Outra etapa do projeto compreende a efetivação de um minucioso levantamento bibliográfico, bem como a realização de entrevistas com pesquisadores que lideram os estudos mais relevantes no continente. A terceira frente, já concluída, refere-se a um seminário internacional, no qual foram debatidos diversos temas e coletadas críticas e sugestões ao trabalho. De acordo com a professora Leila, embora o projeto ainda esteja em andamento, os dados permitem a formulação de algumas conclusões preliminares. A primeira delas é de que a América Latina tem uma produção intelectual significativa nessa área do conhecimento, tanto em termos quantitativos quanto qualitativos.
Ademais, prossegue a coordenadora do trabalho, também foi possível identificar algumas especificidades dos estudos desenvolvidos na região. Em razão de o continente ser constituído por países que experimentam períodos democráticos recentes, que vivenciam cenários de profundas desigualdades sociais e que detêm uma vasta biodiversidade, esses temas aparecem com grande freqüência nas pesquisas científicas levadas a cabo pelos estudiosos latino-americanos. “A despeito dessas especificidades, é possível notar que os debates travados por aqui acompanham as discussões internacionais, principalmente no que toca aos estudos realizados no Brasil e Chile”, afirma a pesquisadora do Nepam. O próximo passo do trabalho, segundo ela, é analisar a produção por país, de modo a checar qual deles aborda mais que tipo de tema.
O projeto temático, conforme a professora Leila, foi apresentado por ela em diversos países. “Por onde estive a receptividade ao trabalho foi a melhor possível. O mundo todo tem mostrando interesse em saber como estamos trabalhando com a questão ambiental”. Além de promover uma espécie de radiografia da produção intelectual latino-americana na área de ambiente e sociedade, a iniciativa do Nepam também tem proporcionado importantes ganhos acadêmicos. Até aqui, o trabalho rendeu cinco dissertações de mestrado e uma tese de doutorado. Estão em andamento outros quatro estudos de doutorado e pelo menos dez de iniciação científica. “O envolvimento dos estudantes tem sido fantástico, o que ajuda a reforçar a nossa massa crítica”, considera a professora Leila.
Dados biogeofísicos
Embora a dimensão humana seja a questão mais importante a ser analisada no contexto das mudanças ambientais em curso no planeta, aqui incluídos os problemas decorrentes do processo de aquecimento global, apenas recentemente esse aspecto vem ganhando a devida importância no âmbito da produção científica mundial.
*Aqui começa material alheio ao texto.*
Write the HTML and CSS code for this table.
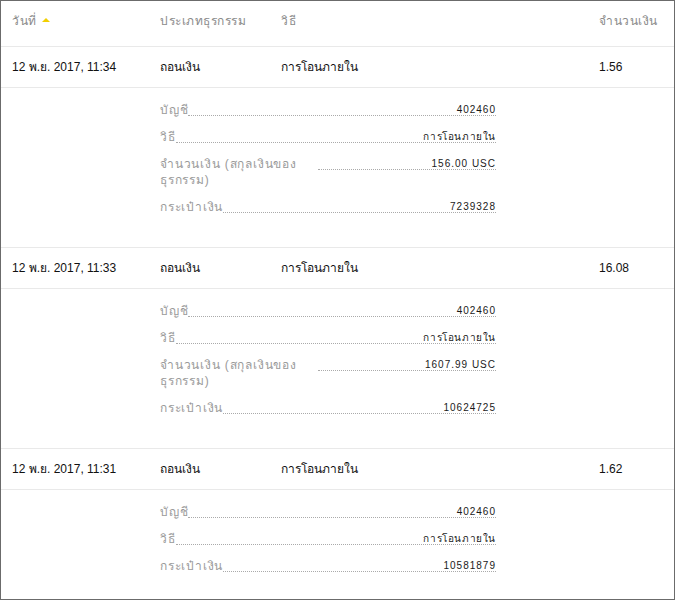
FILE: index.html
```html
<!DOCTYPE html>
<html lang="th">
<head>
<meta charset="utf-8">
<link rel="stylesheet" href="styles.css">
</head>
<body>
<div class="frame">
  <div class="grid head">
    <div class="hcell">วันที่ <span class="sort"></span></div>
    <div class="hcell">ประเภทธุรกรรม</div>
    <div class="hcell">วิธี</div>
    <div class="hcell">จำนวนเงิน</div>
  </div>

  <div class="grid row">
    <div>12 พ.ย. 2017, 11:34</div>
    <div>ถอนเงิน</div>
    <div>การโอนภายใน</div>
    <div>1.56</div>
  </div>
  <div class="details">
    <div class="dl">
      <div class="d"><span class="lab">บัญชี</span><span class="lead"><span class="val">402460</span></span></div>
      <div class="d"><span class="lab">วิธี</span><span class="lead"><span class="val th">การโอนภายใน</span></span></div>
      <div class="d"><span class="lab wrap">จำนวนเงิน (สกุลเงินของธุรกรรม)</span><span class="lead"><span class="val">156.00 USC</span></span></div>
      <div class="d"><span class="lab">กระเป๋าเงิน</span><span class="lead"><span class="val">7239328</span></span></div>
    </div>
  </div>

  <div class="grid row">
    <div>12 พ.ย. 2017, 11:33</div>
    <div>ถอนเงิน</div>
    <div>การโอนภายใน</div>
    <div>16.08</div>
  </div>
  <div class="details">
    <div class="dl">
      <div class="d"><span class="lab">บัญชี</span><span class="lead"><span class="val">402460</span></span></div>
      <div class="d"><span class="lab">วิธี</span><span class="lead"><span class="val th">การโอนภายใน</span></span></div>
      <div class="d"><span class="lab wrap">จำนวนเงิน (สกุลเงินของธุรกรรม)</span><span class="lead"><span class="val">1607.99 USC</span></span></div>
      <div class="d"><span class="lab">กระเป๋าเงิน</span><span class="lead"><span class="val">10624725</span></span></div>
    </div>
  </div>

  <div class="grid row">
    <div>12 พ.ย. 2017, 11:31</div>
    <div>ถอนเงิน</div>
    <div>การโอนภายใน</div>
    <div>1.62</div>
  </div>
  <div class="details">
    <div class="dl">
      <div class="d"><span class="lab">บัญชี</span><span class="lead"><span class="val">402460</span></span></div>
      <div class="d"><span class="lab">วิธี</span><span class="lead"><span class="val th">การโอนภายใน</span></span></div>
      <div class="d"><span class="lab">กระเป๋าเงิน</span><span class="lead"><span class="val">10581879</span></span></div>
    </div>
  </div>
</div>
</body>
</html>
```

FILE: styles.css
```css
* { box-sizing: border-box; }
html, body { margin: 0; padding: 0; background: #fff; }
body {
  font-family: "Liberation Sans", Arial, sans-serif;
  font-size: 12px;
  color: #111;
}
.frame {
  width: 675px;
  height: 600px;
  border: 1px solid #6b6b6b;
  overflow: hidden;
}
.grid {
  display: grid;
  grid-template-columns: 148px 121px 318px 1fr;
  padding-left: 11px;
  border-bottom: 1px solid #e9e9e9;
}
.head {
  height: 46px;
  padding-top: 12px;
  line-height: 16px;
  color: #8a8a8a;
  letter-spacing: 0.5px;
}
.sort {
  display: inline-block;
  width: 0; height: 0;
  border-left: 4px solid transparent;
  border-right: 4px solid transparent;
  border-bottom: 4px solid #f2cf00;
  vertical-align: 3px;
  margin-left: 2px;
}
.row {
  height: 41px;
  align-items: center;
  line-height: 16px;
}
.details {
  padding: 14px 0 32px 159px;
  border-bottom: 1px solid #e9e9e9;
}
.details:last-child { border-bottom: 0; }
.dl {
  width: 336px;
  display: flex;
  flex-direction: column;
  gap: 11px;
}
.d {
  display: flex;
  align-items: flex-start;
  line-height: 16px;
}
.lab {
  color: #9a9a9a;
  letter-spacing: 0.8px;
  flex: none;
}
.lab.wrap { flex: 0 1 158px; }
.lead {
  flex: 1;
  height: 14px;
  display: flex;
  justify-content: flex-end;
  align-items: flex-start;
  border-bottom: 1px dotted #aaa;
}
.val {
  margin-top: 2px;
  font-size: 10px;
  line-height: 11px;
  letter-spacing: 1px;
  color: #1a1a1a;
}
.val.th { letter-spacing: 0.6px; }
```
A opinião é da professora e pesquisadora do Núcleo de Estudos e Pesquisas Ambientais (Nepam) da Unicamp, Leila da Costa Ferreira. “É preciso entender que a tecnologia não dará conta, por si só, de compreender e solucionar as diversas implicações da problemática ambiental”, diz. Segundo ela, a ciência já dispõe, nessa área, de dados biogeofísicos consolidados. “Agora precisamos investigar mais detalhadamente as conseqüências desse fenômeno com o suporte da teoria social, sempre dentro da perspectiva da interdisciplinaridade”, defende.
A questão humana, insiste a pesquisadora, precisa ser considerada o eixo central das discussões. “As razões e o contexto das mudanças ambientais são amplamente conhecidos. Daqui para frente, o desafio será trabalhar para mitigar os problemas e adaptar a sociedade às novas condições. Na América Latina, especialmente no Brasil, já existe massa crítica para encarar esse desafio”, analisa a docente da Unicamp. De acordo com a professora Leila, o projeto temático coordenado por ela gerará dois livros. Um, na forma de coletânea, será produto do seminário internacional e deverá estar pronto em março. O outro, que também deve ser lançado em 2009, tratará especificamente do projeto e de sua metodologia. “Paralelamente a isso, queremos renovar o temático, com o intuito de estender o trabalho para outros países latino-americanos. O objetivo final é estabelecer uma rede internacional da produção intelectual na área de meio ambiente”, antecipa.